Friday, December 10, 2010
W. Compton Leith
For a long time I kept and would glance through a book by the essayist W. Compton Leith, Apologia Diffidentis (1908), which was dressed in vellum edges and marbled boards. I only lately learnt he was really Ormonde Maddock Dalton (1866-1945) – so a fairly close contemporary of Machen -, a British Museum antiquarian, co-chronicler of the bronzes of Benin, and also a byzantinist, who wrote a note on “The Byzantine Astrolabe at Brescia”, (Proceedings of the British Academy 12 (1926), pp 133-146), an instrument of 1062. I have his third volume, as by Leith, Sirenica (1913), which is a long meditation on the mythical riddle about “what Song the Sirens sang”, with many digressions and elaborations upon the theme. Somewhere still (though it is not readily to be found), I may have that first one: there was, it seems, a second, Domus Doloris (1909).

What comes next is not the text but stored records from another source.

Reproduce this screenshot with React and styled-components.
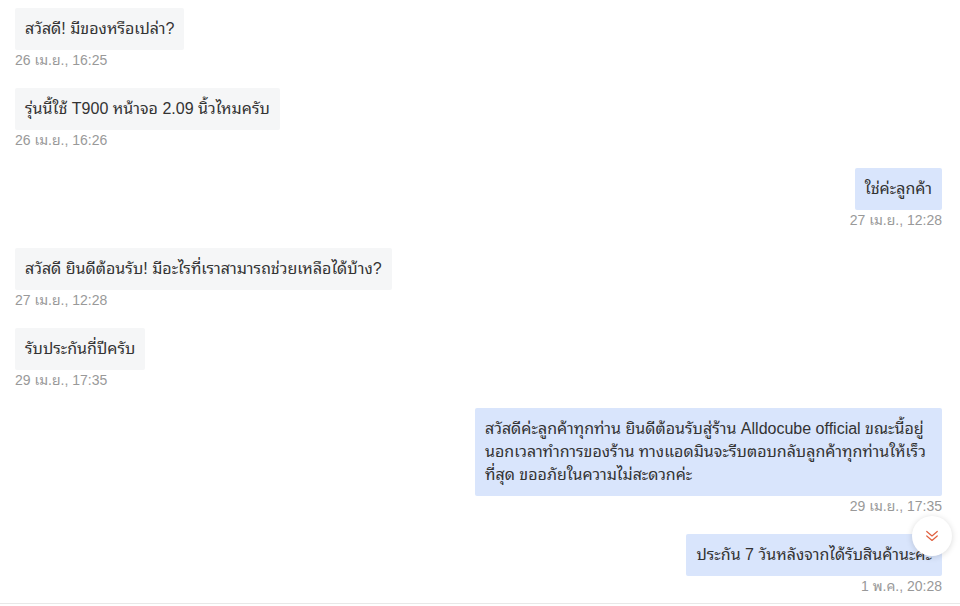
import React from 'react';
import styled, { createGlobalStyle } from 'styled-components';

const Global = createGlobalStyle`
    html, body {
        margin: 0;
        padding: 0;
        background: #fff;
    }
    body {
        font-family: "Liberation Sans", "Noto Sans Thai Looped", "Noto Sans Thai", Arial, sans-serif;
    }
`

const Page = styled.div`
    width: 960px;
    height: 604px;
    box-sizing: border-box;
    position: relative;
    overflow: hidden;
    border-bottom: 1px solid #e8e8e8;
`
const List = styled.div`
    display: flex;
    flex-direction: column;
    padding: 8px 18px 0 15px;
`
const Message = styled.div`
    display: flex;
    flex-direction: column;
    align-items: ${props => props.mine ? 'flex-end' : 'flex-start'};
    margin-bottom: 18px;
`
const Bubble = styled.div`
    max-width: 447px;
    padding: 9px 10px 10px;
    border-radius: 2px;
    font-size: 16px;
    line-height: 23px;
    color: #333;
    background: ${props => props.mine ? '#d9e5fc' : '#f5f6f7'};
`
const Time = styled.div`
    font-size: 14px;
    line-height: 20px;
    color: #999;
`
const ScrollButton = styled.button`
    position: absolute;
    left: 912px;
    top: 516px;
    width: 40px;
    height: 40px;
    border-radius: 50%;
    border: none;
    background: #fff;
    box-shadow: 0 1px 6px rgba(0, 0, 0, 0.15);
    display: flex;
    align-items: center;
    justify-content: center;
    padding: 0;
`

const messages = [
    { id: 1, text: 'สวัสดี! มีของหรือเปล่า?', time: '26 เม.ย., 16:25' },
    { id: 2, text: 'รุ่นนี้ใช้ T900 หน้าจอ 2.09 นิ้วไหมครับ', time: '26 เม.ย., 16:26' },
    { id: 3, mine: true, text: 'ใช่ค่ะลูกค้า', time: '27 เม.ย., 12:28' },
    { id: 4, text: 'สวัสดี ยินดีต้อนรับ! มีอะไรที่เราสามารถช่วยเหลือได้บ้าง?', time: '27 เม.ย., 12:28' },
    { id: 5, text: 'รับประกันกี่ปีครับ', time: '29 เม.ย., 17:35' },
    { id: 6, mine: true, text: 'สวัสดีค่ะลูกค้าทุกท่าน ยินดีต้อนรับสู่ร้าน Alldocube official ขณะนี้อยู่นอกเวลาทำการของร้าน ทางแอดมินจะรีบตอบกลับลูกค้าทุกท่านให้เร็วที่สุด ขออภัยในความไม่สะดวกค่ะ', time: '29 เม.ย., 17:35' },
    { id: 7, mine: true, text: 'ประกัน 7 วันหลังจากได้รับสินค้านะคะ', time: '1 พ.ค., 20:28' },
]

const App = () => {
    return (
        <Page>
            <Global />
            <List>
                {messages.map(m => (
                    <Message key={m.id} mine={m.mine}>
                        <Bubble mine={m.mine}>{m.text}</Bubble>
                        <Time>{m.time}</Time>
                    </Message>
                ))}
            </List>
            <ScrollButton>
                <svg width="18" height="18" viewBox="0 0 24 24" fill="none" stroke="#e0603f" strokeWidth="1.6" strokeLinecap="round" strokeLinejoin="round">
                    <path d="M5 6l7 6 7-6" />
                    <path d="M5 12l7 6 7-6" />
                </svg>
            </ScrollButton>
        </Page>
    )
}
export default App
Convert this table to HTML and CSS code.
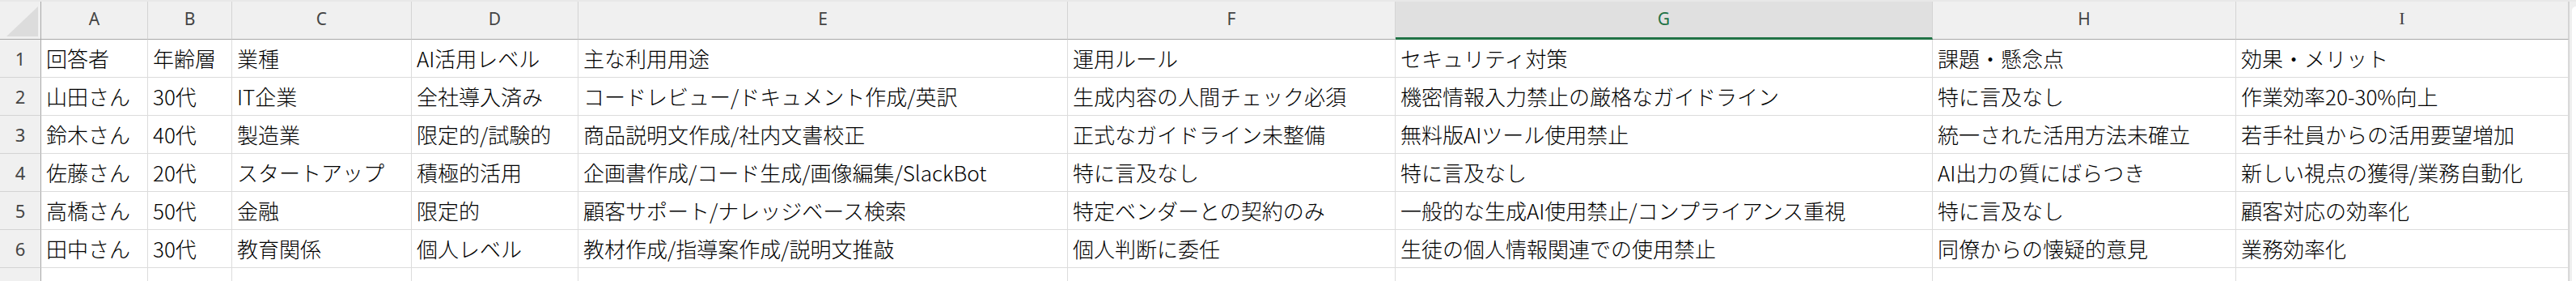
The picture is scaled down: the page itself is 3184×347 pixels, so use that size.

He was compared to A.C. Benson, De Quincey, Sir Thomas Browne, and R.L. Stevenson, and (we might add) Machen in his discursive London Adventure style . Very fine, graceful, somewhat studied prose, with what used to be called “the smell of the lamp” about it, from overmuch burning of nocturnal oil. Not exactly fantasy, but certainly working upon its dim and misty margins.